**Exercise brief**
Draw out every line with the word "this" from the listing below.

**Stored records**

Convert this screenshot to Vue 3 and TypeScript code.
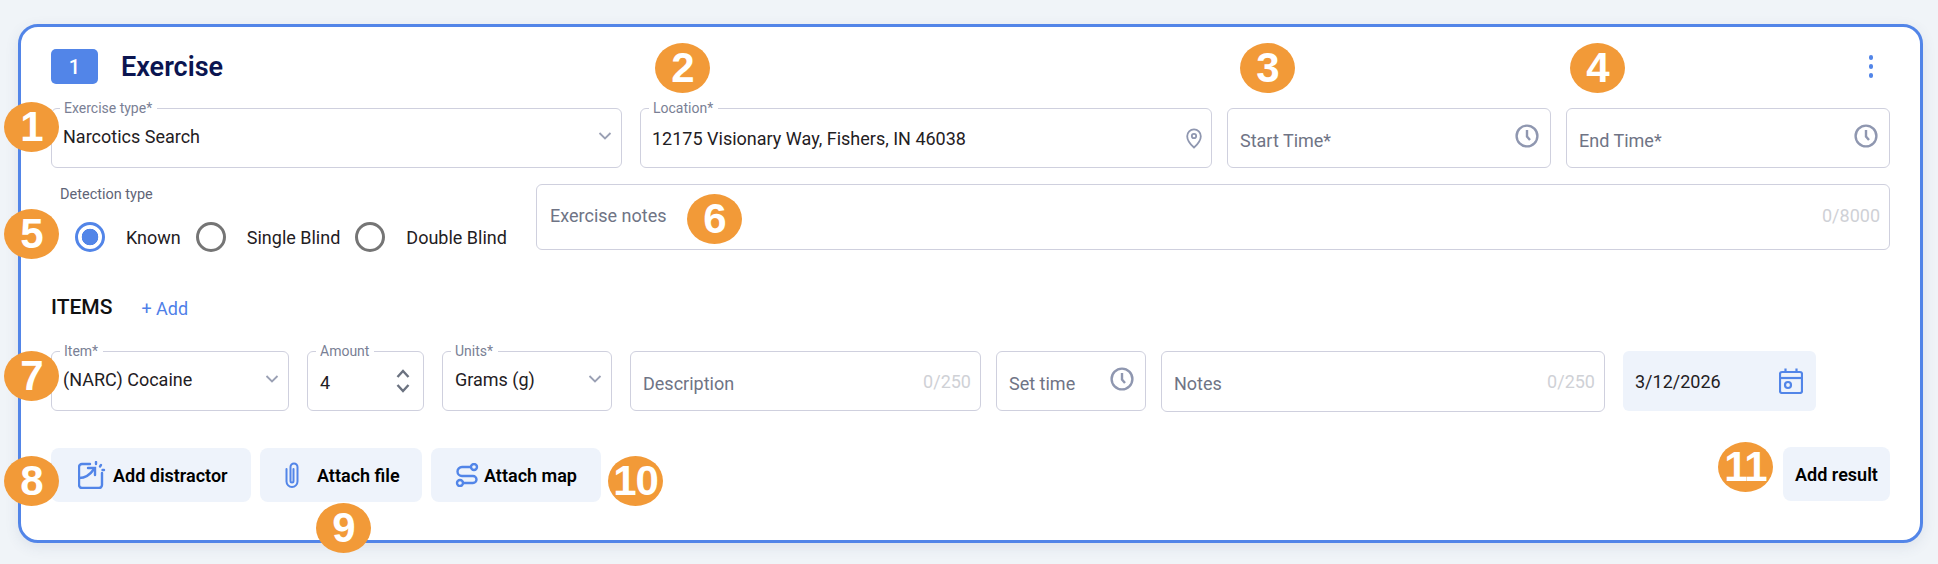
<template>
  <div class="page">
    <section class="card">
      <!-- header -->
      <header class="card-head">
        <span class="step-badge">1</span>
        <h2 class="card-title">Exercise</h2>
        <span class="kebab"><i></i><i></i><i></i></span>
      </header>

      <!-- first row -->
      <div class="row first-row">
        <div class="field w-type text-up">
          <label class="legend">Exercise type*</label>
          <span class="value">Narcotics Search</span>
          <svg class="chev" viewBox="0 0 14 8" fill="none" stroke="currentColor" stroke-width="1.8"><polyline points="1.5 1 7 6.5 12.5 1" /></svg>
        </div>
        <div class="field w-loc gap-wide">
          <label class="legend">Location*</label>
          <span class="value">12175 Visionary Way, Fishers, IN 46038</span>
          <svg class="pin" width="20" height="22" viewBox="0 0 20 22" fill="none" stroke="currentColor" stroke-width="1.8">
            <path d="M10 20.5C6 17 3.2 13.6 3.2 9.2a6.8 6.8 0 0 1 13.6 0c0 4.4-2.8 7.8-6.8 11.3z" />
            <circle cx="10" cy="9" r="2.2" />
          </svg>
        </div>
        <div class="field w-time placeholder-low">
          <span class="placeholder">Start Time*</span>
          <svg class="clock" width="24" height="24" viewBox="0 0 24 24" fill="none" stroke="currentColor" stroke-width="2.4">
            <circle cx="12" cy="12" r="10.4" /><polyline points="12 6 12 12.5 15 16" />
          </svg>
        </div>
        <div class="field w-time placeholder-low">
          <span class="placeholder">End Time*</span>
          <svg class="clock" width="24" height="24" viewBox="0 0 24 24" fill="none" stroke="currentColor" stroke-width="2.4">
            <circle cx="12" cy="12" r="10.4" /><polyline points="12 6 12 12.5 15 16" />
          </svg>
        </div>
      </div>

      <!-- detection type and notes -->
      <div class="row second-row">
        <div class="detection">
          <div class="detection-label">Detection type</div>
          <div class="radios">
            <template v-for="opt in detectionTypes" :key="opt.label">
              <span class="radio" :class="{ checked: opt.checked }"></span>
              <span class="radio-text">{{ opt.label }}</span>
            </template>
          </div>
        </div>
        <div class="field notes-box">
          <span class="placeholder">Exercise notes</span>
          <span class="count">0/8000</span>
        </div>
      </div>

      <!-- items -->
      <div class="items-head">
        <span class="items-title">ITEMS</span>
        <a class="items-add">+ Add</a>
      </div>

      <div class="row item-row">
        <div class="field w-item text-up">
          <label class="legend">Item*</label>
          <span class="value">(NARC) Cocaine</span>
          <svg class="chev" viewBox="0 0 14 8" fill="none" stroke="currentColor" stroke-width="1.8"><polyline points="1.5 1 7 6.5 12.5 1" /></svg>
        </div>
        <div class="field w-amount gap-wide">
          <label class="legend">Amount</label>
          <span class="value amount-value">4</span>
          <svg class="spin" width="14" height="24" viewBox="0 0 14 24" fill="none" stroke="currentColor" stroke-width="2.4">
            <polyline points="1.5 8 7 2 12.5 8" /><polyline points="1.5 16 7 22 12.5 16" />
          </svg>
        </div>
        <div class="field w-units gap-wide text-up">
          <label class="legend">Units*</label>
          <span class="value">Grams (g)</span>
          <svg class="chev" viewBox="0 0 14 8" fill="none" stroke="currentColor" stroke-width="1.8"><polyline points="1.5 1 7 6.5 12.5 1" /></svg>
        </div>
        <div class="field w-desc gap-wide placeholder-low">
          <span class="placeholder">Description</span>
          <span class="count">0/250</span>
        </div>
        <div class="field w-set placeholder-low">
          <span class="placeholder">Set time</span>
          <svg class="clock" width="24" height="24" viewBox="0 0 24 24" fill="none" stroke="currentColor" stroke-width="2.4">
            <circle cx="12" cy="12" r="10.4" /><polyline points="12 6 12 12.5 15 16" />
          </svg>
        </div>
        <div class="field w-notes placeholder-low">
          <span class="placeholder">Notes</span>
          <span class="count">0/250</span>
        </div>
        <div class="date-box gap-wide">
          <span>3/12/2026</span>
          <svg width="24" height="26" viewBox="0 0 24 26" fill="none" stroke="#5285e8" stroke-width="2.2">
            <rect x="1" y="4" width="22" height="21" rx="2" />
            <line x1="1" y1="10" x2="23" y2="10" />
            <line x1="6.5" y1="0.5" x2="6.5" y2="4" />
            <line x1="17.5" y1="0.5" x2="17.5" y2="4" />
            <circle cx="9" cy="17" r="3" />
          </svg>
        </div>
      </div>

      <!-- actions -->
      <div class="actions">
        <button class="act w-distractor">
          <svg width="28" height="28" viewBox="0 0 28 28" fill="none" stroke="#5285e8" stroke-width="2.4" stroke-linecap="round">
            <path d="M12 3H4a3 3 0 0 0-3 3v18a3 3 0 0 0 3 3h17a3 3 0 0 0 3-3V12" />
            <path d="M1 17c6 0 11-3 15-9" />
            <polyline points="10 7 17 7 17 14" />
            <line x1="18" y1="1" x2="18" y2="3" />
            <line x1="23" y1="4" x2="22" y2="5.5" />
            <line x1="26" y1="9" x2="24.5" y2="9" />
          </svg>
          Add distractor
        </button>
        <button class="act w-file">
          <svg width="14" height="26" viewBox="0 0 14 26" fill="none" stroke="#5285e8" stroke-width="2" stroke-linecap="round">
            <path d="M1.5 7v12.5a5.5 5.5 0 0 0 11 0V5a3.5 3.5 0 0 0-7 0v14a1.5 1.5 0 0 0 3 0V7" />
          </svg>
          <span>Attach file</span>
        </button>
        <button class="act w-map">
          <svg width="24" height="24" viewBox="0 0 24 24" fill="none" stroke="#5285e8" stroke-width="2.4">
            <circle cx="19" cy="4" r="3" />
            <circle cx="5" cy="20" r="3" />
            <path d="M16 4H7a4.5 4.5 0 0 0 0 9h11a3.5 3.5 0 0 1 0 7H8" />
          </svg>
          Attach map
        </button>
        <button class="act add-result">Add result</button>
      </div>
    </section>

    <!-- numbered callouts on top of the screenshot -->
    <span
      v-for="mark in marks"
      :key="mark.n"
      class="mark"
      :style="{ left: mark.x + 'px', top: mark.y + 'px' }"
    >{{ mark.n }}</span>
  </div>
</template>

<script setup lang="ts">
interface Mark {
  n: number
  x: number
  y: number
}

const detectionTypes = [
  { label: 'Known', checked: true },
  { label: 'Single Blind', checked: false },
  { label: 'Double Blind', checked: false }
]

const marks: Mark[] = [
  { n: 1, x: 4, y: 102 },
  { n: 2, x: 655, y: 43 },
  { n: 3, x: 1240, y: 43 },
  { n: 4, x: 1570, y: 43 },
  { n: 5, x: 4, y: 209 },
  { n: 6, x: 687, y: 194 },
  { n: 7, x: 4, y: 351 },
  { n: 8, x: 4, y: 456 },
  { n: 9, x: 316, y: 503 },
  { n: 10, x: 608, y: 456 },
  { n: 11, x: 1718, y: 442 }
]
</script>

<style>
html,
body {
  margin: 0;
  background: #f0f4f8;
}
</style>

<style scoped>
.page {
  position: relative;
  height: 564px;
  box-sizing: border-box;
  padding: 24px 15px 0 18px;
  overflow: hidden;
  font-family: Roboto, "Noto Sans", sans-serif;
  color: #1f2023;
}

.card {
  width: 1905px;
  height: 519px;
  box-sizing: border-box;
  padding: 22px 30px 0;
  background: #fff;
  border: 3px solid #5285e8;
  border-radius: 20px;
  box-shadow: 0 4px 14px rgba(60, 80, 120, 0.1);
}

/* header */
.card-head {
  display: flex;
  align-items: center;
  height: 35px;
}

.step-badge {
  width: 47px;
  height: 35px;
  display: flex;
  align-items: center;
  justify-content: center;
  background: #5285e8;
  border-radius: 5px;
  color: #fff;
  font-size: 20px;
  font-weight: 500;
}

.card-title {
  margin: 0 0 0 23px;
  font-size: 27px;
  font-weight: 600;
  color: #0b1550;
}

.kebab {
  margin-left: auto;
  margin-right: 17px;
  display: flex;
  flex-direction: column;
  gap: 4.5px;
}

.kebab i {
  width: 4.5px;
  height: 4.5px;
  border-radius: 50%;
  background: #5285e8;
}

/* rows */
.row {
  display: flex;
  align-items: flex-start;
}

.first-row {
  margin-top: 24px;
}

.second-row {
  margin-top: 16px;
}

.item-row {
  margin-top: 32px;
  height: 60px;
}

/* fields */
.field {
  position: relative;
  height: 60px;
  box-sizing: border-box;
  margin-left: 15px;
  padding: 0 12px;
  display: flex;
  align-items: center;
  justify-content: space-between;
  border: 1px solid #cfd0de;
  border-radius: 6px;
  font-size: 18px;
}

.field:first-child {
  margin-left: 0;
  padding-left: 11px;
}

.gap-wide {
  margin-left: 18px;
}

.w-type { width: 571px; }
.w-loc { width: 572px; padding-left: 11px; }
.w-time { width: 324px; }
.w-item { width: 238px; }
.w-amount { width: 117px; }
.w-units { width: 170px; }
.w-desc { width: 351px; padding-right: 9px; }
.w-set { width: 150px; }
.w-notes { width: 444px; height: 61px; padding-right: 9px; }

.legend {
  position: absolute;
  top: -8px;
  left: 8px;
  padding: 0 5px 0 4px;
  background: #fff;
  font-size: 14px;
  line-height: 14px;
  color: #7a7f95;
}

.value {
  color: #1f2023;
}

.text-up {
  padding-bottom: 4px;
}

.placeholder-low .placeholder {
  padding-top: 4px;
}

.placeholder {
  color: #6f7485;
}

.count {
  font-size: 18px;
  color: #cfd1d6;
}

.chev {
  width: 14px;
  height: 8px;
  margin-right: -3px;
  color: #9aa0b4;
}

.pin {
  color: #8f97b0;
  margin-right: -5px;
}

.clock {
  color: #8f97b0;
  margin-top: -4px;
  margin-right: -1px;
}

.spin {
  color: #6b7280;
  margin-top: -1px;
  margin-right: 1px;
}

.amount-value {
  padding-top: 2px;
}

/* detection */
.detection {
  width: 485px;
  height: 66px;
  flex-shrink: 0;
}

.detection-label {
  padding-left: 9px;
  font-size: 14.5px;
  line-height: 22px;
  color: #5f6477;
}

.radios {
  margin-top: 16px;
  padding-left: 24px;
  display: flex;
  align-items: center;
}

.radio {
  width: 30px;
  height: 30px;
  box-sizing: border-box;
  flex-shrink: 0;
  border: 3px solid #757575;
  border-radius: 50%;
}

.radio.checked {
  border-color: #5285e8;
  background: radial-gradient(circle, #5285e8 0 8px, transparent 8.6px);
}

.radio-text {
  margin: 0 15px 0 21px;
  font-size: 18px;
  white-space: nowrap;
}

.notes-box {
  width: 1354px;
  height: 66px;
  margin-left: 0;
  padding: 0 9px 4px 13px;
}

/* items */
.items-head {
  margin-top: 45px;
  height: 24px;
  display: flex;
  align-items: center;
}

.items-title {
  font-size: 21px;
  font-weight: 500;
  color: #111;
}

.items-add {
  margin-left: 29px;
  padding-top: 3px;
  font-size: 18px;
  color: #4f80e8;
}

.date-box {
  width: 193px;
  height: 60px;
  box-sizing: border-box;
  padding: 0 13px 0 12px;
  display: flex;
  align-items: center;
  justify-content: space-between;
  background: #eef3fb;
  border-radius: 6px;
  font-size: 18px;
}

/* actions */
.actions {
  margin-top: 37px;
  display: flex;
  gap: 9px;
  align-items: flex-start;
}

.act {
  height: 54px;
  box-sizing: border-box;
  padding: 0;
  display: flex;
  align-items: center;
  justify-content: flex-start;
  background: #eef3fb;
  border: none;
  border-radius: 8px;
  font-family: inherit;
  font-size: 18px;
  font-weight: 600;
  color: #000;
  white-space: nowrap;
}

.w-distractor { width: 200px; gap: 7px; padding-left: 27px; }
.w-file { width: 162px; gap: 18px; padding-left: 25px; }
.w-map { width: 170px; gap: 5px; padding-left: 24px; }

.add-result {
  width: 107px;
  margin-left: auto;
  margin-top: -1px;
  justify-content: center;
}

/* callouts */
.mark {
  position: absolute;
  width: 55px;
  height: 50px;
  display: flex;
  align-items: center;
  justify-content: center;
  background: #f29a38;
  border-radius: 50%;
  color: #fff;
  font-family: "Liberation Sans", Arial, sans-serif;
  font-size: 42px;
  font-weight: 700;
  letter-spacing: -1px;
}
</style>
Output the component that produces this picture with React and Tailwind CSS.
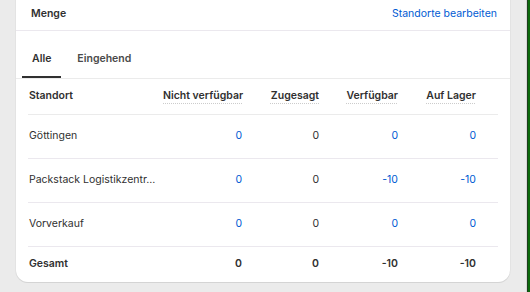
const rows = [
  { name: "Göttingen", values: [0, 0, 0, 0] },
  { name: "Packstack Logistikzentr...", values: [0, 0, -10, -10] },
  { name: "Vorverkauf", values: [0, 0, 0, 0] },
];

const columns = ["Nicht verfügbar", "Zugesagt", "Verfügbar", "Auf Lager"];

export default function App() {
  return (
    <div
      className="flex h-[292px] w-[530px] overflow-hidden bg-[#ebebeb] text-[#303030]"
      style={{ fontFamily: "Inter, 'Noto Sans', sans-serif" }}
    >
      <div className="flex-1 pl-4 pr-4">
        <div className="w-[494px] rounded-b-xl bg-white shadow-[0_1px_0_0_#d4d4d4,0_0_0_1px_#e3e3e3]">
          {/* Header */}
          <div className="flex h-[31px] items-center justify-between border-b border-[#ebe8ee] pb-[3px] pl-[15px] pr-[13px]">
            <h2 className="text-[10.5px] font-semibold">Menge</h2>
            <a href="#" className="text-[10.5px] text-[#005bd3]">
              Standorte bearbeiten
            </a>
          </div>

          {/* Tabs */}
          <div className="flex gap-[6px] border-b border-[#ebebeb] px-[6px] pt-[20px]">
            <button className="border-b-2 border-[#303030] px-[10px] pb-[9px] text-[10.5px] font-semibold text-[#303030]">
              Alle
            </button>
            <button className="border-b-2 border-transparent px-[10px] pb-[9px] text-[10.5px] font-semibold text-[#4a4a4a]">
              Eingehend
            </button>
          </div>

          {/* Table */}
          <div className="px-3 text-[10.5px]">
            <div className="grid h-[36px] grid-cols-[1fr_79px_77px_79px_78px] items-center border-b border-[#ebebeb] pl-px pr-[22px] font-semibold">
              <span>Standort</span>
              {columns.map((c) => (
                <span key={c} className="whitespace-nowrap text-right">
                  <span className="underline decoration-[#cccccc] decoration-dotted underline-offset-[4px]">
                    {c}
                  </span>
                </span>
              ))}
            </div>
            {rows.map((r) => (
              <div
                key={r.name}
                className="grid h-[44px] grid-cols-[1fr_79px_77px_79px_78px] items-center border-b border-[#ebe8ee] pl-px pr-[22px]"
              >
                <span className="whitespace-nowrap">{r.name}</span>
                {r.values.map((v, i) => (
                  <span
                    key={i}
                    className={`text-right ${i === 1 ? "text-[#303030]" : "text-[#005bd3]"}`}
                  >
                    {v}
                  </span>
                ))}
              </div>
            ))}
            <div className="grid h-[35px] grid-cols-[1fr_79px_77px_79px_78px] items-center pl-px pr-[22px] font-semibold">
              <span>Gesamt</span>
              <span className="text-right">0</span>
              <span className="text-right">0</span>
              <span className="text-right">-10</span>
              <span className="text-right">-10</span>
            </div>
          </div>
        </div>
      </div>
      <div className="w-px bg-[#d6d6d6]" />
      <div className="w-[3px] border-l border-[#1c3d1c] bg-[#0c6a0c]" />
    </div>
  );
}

**Full output**
Convert this screenshot to Vue 3 and TypeScript code.
Output the component that produces this picture with React and Tailwind CSS.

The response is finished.